2016.04.19 [ 齋藤 健太郎 ]

というドラマの第一話を見ました。

私は,「こんなんみたら仕事思い出してブルーになるから観たくないんだけど・・・」と繰り返し訴えましたが,妻は松潤みたさに録画までしていたようで,仕方なく観ることになりました。

法律監修として,外部の弁護士と企業内弁護士が入っているようでしたが,ちょっと観ていてイライラしたところがあったので指摘しておきます。
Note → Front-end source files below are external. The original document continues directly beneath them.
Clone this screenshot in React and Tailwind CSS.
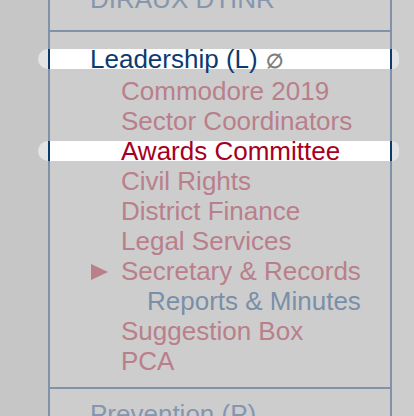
import React from "react";

const items = [
  { label: "Commodore 2019" },
  { label: "Sector Coordinators" },
  { label: "Awards Committee", active: true },
  { label: "Civil Rights" },
  { label: "District Finance" },
  { label: "Legal Services" },
  { label: "Secretary & Records", open: true },
  { label: "Reports & Minutes", sub: true },
  { label: "Suggestion Box" },
  { label: "PCA" },
];

function Highlight() {
  return (
    <div className="absolute left-[-12px] right-[-9px] top-[5px] h-[20px] flex">
      <div className="w-[10px] h-full rounded-l-full bg-[#e3e3e3]" />
      <div className="flex-1 h-full bg-white border-x-2 border-[#0b3a6e]" />
      <div className="w-[7px] h-full rounded-r-full bg-[#e3e3e3]" />
    </div>
  );
}

export default function App() {
  return (
    <div
      className="h-[416px] w-[414px] overflow-hidden flex bg-[#cdcdcd] text-[26px] leading-[30px]"
      style={{ fontFamily: '"Liberation Sans", Arial, sans-serif' }}
    >
      <div className="w-[48px] shrink-0 bg-[#c6c6c6]" />
      <div className="w-[344px] shrink-0 border-x-2 border-[#8192a8] flex flex-col mt-[-16px]">
        {/* DIRAUX section */}
        <div className="pl-[40px] pb-[16px] border-b-2 border-[#8192a8] text-[#8596ad] whitespace-nowrap">
          DIRAUX DTINR
        </div>

        {/* Leadership section */}
        <div className="pt-[12px] pb-[11px] border-b-2 border-[#8192a8]">
          <div className="relative h-[30px] mb-[2px]">
            <Highlight />
            <div className="relative pl-[40px] text-[#0b3a6e] flex items-baseline whitespace-nowrap">
              Leadership (L)
              <span className="ml-[8px] text-[20px] font-bold text-[#7f7f7f]">∅</span>
            </div>
          </div>
          {items.map((it) => (
            <div key={it.label} className="relative h-[30px]">
              {it.active && <Highlight />}
              {it.open && (
                <span className="absolute left-[41px] top-[8px] w-0 h-0 border-y-[8px] border-y-transparent border-l-[17px] border-l-[#b97f8b]" />
              )}
              <div
                className={
                  "relative whitespace-nowrap " +
                  (it.sub
                    ? "pl-[97px] text-[#7a8fa7]"
                    : it.active
                    ? "pl-[71px] text-[#a5001f]"
                    : "pl-[71px] text-[#b97f8b]")
                }
              >
                {it.label}
              </div>
            </div>
          ))}
        </div>

        {/* Prevention section */}
        <div className="pl-[40px] pt-[10px] text-[#8596ad] whitespace-nowrap">Prevention (P)</div>
      </div>
      <div className="flex-1" />
    </div>
  );
}
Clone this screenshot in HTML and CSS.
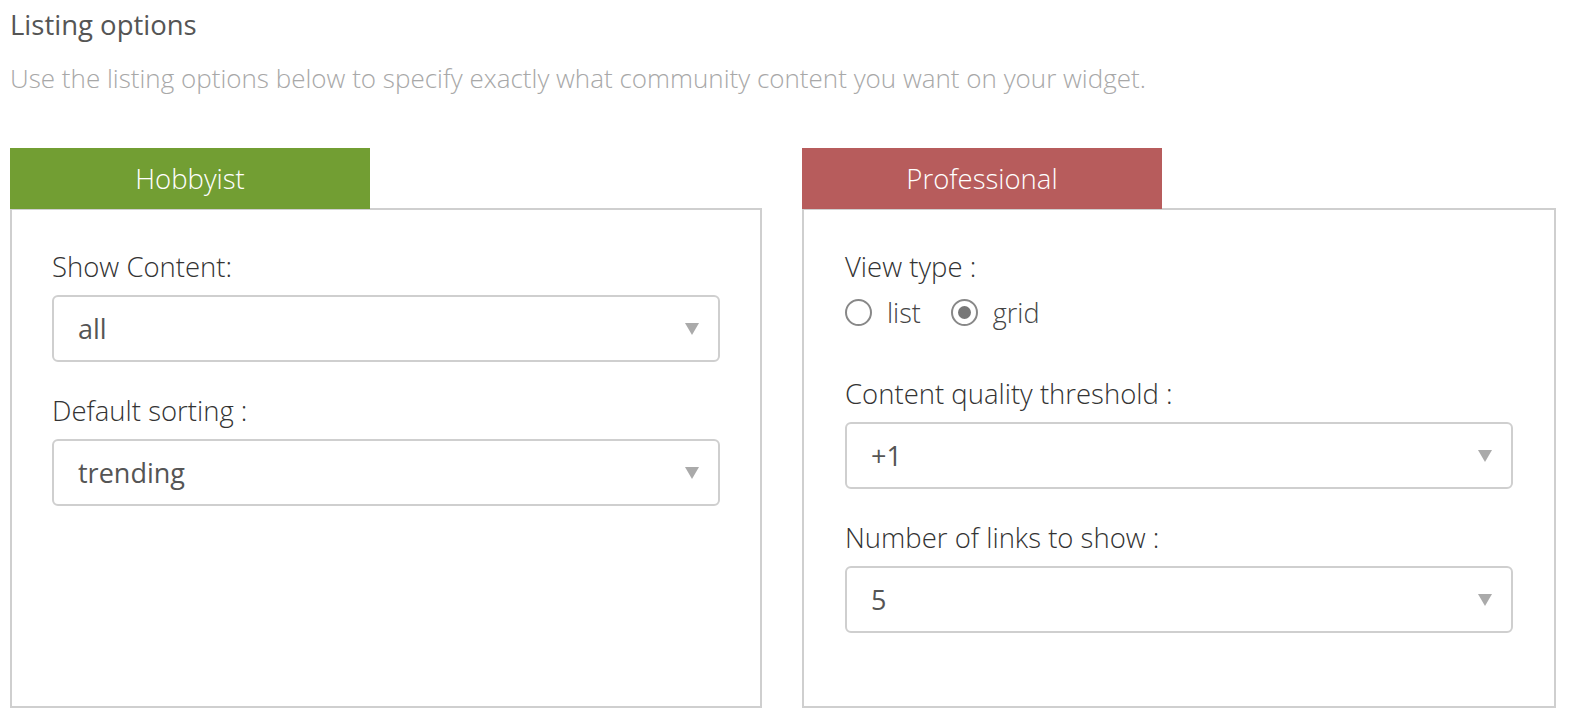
FILE: index.html
```html
<!DOCTYPE html>
<html>
<head>
<meta charset="utf-8">
<link rel="stylesheet" href="styles.css">
</head>
<body>
<div class="page">
  <h1 class="title">Listing options</h1>
  <p class="subtitle">Use the listing options below to specify exactly what community content you want on your widget.</p>
  <div class="columns">
    <section class="card">
      <div class="tab tab-green">Hobbyist</div>
      <div class="panel">
        <div class="field">
          <div class="label">Show Content:</div>
          <div class="select"><span>all</span><span class="arrow"></span></div>
        </div>
        <div class="field">
          <div class="label">Default sorting :</div>
          <div class="select"><span>trending</span><span class="arrow"></span></div>
        </div>
      </div>
    </section>
    <section class="card">
      <div class="tab tab-red">Professional</div>
      <div class="panel panel-right">
        <div class="field">
          <div class="label">View type :</div>
          <div class="radios">
            <span class="radio"></span><span class="radio-label">list</span>
            <span class="radio checked"></span><span class="radio-label">grid</span>
          </div>
        </div>
        <div class="field field-gap">
          <div class="label">Content quality threshold :</div>
          <div class="select"><span>+1</span><span class="arrow"></span></div>
        </div>
        <div class="field">
          <div class="label">Number of links to show :</div>
          <div class="select"><span>5</span><span class="arrow"></span></div>
        </div>
      </div>
    </section>
  </div>
</div>
</body>
</html>
```

FILE: styles.css
```css
* { box-sizing: border-box; }
html, body { margin: 0; padding: 0; background: #fff; height: 716px; overflow: hidden; }
body { font-family: "Open Sans", "Noto Sans", sans-serif; }
.page { padding: 8px 0 0 10px; }
.title {
  margin: 0;
  font-size: 27.5px;
  line-height: 34px;
  font-weight: 400;
  color: #555;
}
.subtitle {
  margin: 19px 0 0;
  font-size: 26px;
  line-height: 34px;
  font-weight: 300;
  color: #a8a8a8;
  white-space: nowrap;
}
.columns {
  margin-top: 53px;
  display: grid;
  grid-template-columns: 752px 754px;
  column-gap: 40px;
}
.card { display: flex; flex-direction: column; }
.tab {
  width: 360px;
  height: 61px;
  display: flex;
  align-items: center;
  justify-content: center;
  color: #fff;
  font-size: 27.5px;
  font-weight: 300;
  position: relative;
  z-index: 1;
  margin-bottom: -1px;
}
.tab-green { background: #729e33; }
.tab-red { background: #b75c5c; }
.panel {
  flex: 1;
  border: 2px solid #cfcfcf;
  padding: 40px 40px 73px 40px;
}
.panel-right { padding-left: 41px; padding-right: 41px; }
.field + .field { margin-top: 32px; }
.field-gap { margin-top: 48px !important; }
.label {
  font-size: 27.5px;
  line-height: 34px;
  font-weight: 300;
  color: #333;
  margin-bottom: 11px;
}
.select {
  height: 67px;
  border: 2px solid #cfcfcf;
  border-radius: 6px;
  display: flex;
  align-items: center;
  justify-content: space-between;
  padding: 0 19px 0 24px;
  font-size: 27px;
  color: #555;
  font-weight: 400;
}
.arrow {
  width: 0;
  height: 0;
  border-left: 7px solid transparent;
  border-right: 7px solid transparent;
  border-top: 12px solid #aaa;
}
.radios {
  display: flex;
  align-items: center;
  height: 34px;
  margin-top: 1px;
}
.radio {
  width: 27px;
  height: 27px;
  border: 2px solid #888;
  border-radius: 50%;
  display: flex;
  align-items: center;
  justify-content: center;
  flex: none;
}
.radio.checked::after {
  content: "";
  width: 13px;
  height: 13px;
  border-radius: 50%;
  background: #777;
}
.radio-label {
  font-size: 27px;
  font-weight: 300;
  color: #444;
  margin-left: 15px;
  margin-right: 30px;
}
```
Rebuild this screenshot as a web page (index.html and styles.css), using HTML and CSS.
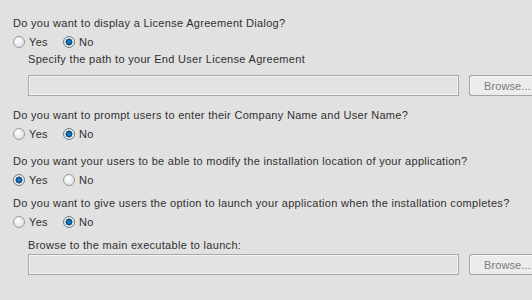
FILE: index.html
```html
<!DOCTYPE html>
<html lang="en">
<head>
  <meta charset="UTF-8" />
  <title>Installer options</title>
  <link rel="stylesheet" href="styles.css">
</head>
<body>
  <div class="page">

    <section class="group">
      <p class="question">Do you want to display a License Agreement Dialog?</p>
      <div class="options">
        <label class="option"><span class="radio"></span>Yes</label>
        <label class="option"><span class="radio checked"></span>No</label>
      </div>
      <div class="sub">
        <p class="hint">Specify the path to your End User License Agreement</p>
        <div class="path-row path-row-first">
          <div class="path-box"></div>
          <button class="browse">Browse...</button>
        </div>
      </div>
    </section>

    <section class="group">
      <p class="question">Do you want to prompt users to enter their Company Name and User Name?</p>
      <div class="options">
        <label class="option"><span class="radio"></span>Yes</label>
        <label class="option"><span class="radio checked"></span>No</label>
      </div>
    </section>

    <section class="group group-tight">
      <p class="question">Do you want your users to be able to modify the installation location of your application?</p>
      <div class="options">
        <label class="option"><span class="radio checked"></span>Yes</label>
        <label class="option"><span class="radio"></span>No</label>
      </div>
    </section>

    <section class="group">
      <p class="question">Do you want to give users the option to launch your application when the installation completes?</p>
      <div class="options">
        <label class="option"><span class="radio"></span>Yes</label>
        <label class="option"><span class="radio checked"></span>No</label>
      </div>
      <div class="sub">
        <p class="hint hint-last">Browse to the main executable to launch:</p>
        <div class="path-row path-row-last">
          <div class="path-box"></div>
          <button class="browse">Browse...</button>
        </div>
      </div>
    </section>

  </div>
</body>
</html>
```

FILE: styles.css
```css
body {
  margin: 0;
  background-color: #e1e1e1;
  font-family: "Liberation Sans", Arial, sans-serif;
  font-size: 11px;
  letter-spacing: 0.3px;
  color: #303030;
  overflow: hidden;
}

.page {
  padding: 15px 0 0 13px;
}

.group {
  margin-bottom: 11px;
}

.group-tight {
  margin-bottom: 7px;
}

.question {
  margin: 0;
  line-height: 16px;
  white-space: nowrap;
}

.options {
  display: flex;
  margin-top: 3px;
  height: 16px;
  align-items: center;
}

.option {
  display: flex;
  align-items: center;
  gap: 4px;
  width: 50px;
}

/* radio buttons drawn by hand */
.radio {
  width: 10px;
  height: 10px;
  border-radius: 50%;
  border: 1px solid #9a9a9a;
  background: radial-gradient(circle at 40% 35%, #ffffff, #e4e4e4 70%, #cfcfcf);
  box-sizing: content-box;
}

.radio.checked {
  border-color: #6b7c8a;
  background: radial-gradient(circle at 50% 50%, #1f8fe0 0, #0a5a9c 2.5px, #2a3a4a 3.2px, #eef2f5 3.8px, #d9dde0 100%);
}

.sub {
  padding-left: 15px;
}

.hint {
  margin: 1px 0 0;
  line-height: 16px;
}

.hint-last {
  margin-top: 7px;
}

.path-row {
  display: flex;
  gap: 10px;
}

.path-row-first {
  margin-top: 8px;
}

.path-row-last {
  margin-top: 1px;
}

.path-box {
  flex: none;
  width: 431px;
  height: 21px;
  box-sizing: border-box;
  border: 1px solid #a9a9a9;
  box-shadow: inset 0 0 0 1px #f3f3f3;
  background-color: #e3e3e3;
}

.browse {
  flex: none;
  width: 63px;
  height: 21px;
  padding: 0 0 0 14px;
  text-align: left;
  white-space: nowrap;
  font-family: inherit;
  font-size: 11px;
  letter-spacing: 0.1px;
  color: #7a7a7a;
  background-color: #ececec;
  border: 1px solid #a3a3a3;
  border-right: none;
  border-radius: 3px 0 0 3px;
  box-shadow: inset 1px 1px 0 #f7f7f7;
}
```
1 民事事件の和解のシーンから始まりますが,ここでまずアメリカのドラマみたいに当事者も同席して,どちらかの事務所で一堂に会して和解交渉。
日本ではまずこういう和解交渉は好まれないと思います。文書でのやり取りかほとんどで,弁護士同士の面談がいいところでしょう。
2 刑事専門弁護士マツジュンは,アリバイの立証のために,パラリーガルと共にランボルギーニかなんかに乗って,首都高を爆走。運転はしていませんが,助手席にいます。当然,速度違反によってオービスが作動してしまいます。
それを平気で法廷で上映していますが,これは明らかに違法行為を指示しているので,弁護士倫理に違反しています。
パラリーガルが罰金を払えばいいってものではありません。
3 松潤がパラリーガルに対し,「公開されている監視カメラを集めて下さい」みたいな指示を出します。
どこにそんなものがあるのですか?
公的に設置された監視カメラが公開されることはないですし,私的に設置されたものであれば,その管理者の許可無しにみることなどできません。ロシアのサイトで,無断でアクセスしているのがあるのは知っていますが,それは「公開」ではありません。ましてやパラリーガルが当然のように集めることなど不可能でしょう。ハッキングでもしたのでしょうか。
ちなみに企業の内部情報も,企業弁護士ならすぐに集められるみたいなことも言ってますが,それも妄想でしょう。
4 防犯カメラに映っている犯人が,防犯カメラの場所を知って,顔を隠しているということを証明するために,わざわざセットまで作って,顔が映らないように実験していますが,そんなことしなくても,後ろ向きに歩いていることだけで明らかに不自然ですし,実験の意味がほとんどありません。見るからに不自然でした。
5 なぜか起訴前なのに,証拠写真などを弁護人が持っています。
基本的に証拠は起訴前には一切開示されません。こちらで探した証拠は別ですが,検察官が持っている証拠は起訴後に開示されるので,その前に証拠を開示されているのはおかしすぎます。
6 マツジュン先生は,ヤメ検の上司にいいます。
「被告人の利益なんてどうでもいいんです。ぼくは事実が知りたいんです」
それ以外にも「真実は見方によってたくさんあるが,事実は一つ」みたいなことも言っていました。
被告人の利益を軽視して良いとか誠に許すまじき発言です。「真実」を探すことによって,被告人の利益を守るのが弁護士の仕事であって,趣味で探偵ごっこやるのが仕事ではありません。
そして,明らかに「真実」と「事実」という言葉の使い方を間違えています。言うなら「真実は一つ」でしょう?
7 証人尋問で,検察官が,一回,マツジュン先生が同じ質問をしたところで,重複する質問だと異議を言うが,却下される。その異議は明らかにおかしい異議だった。
しかし,その後マツジュン先生は何度も何度も証人におなじ事を聞きます。しかし,検察官はそこでは重複の異議を出さない・・・検察官は明らかに無能。反対尋問で証言を固めてから弾劾するのはセオリーですが,マツジュン先生はやり方が下手すぎます。
8 目撃証人を弾劾する重要ポイントが,「服の色」でしたが,服の色よりも問題は顔でしょう。
暗いところで見た服の色を正しく証言するかどうかは本質的ではなく,証人としてもさほど焦るようなことでもありません。実際の証人ならこれで崩れないでしょう。
ところが,3流ドラマにありがちな,証人総崩れ状態になり,検察官もそのウソを塗り固めて助け船すら出さない。
9 そして,法廷内で,真犯人を名指しするという驚きの展開。一歩間違えばただの名誉毀損です。
なんと恐ろしいことをするのでしょう。

そういえば,突然法廷で,被告人の体内から睡眠薬が検出されたみたいなことを言ってたけど,どうやって証明したのかな・・・。

ちなみに何度も99.9%は有罪なんだ!というのが言われていますが,あくまで罪を認めている人も含めての統計であることに注意する必要があります。
否認している人の統計をもとに議論すべきでしょう。

どうして弁護士が監修してて,こんなことになるのか。
しかも,協力にはあの刑事弁護の大家である高野隆先生のお名前まで・・・。

だから観たくないと言ったんです・・・。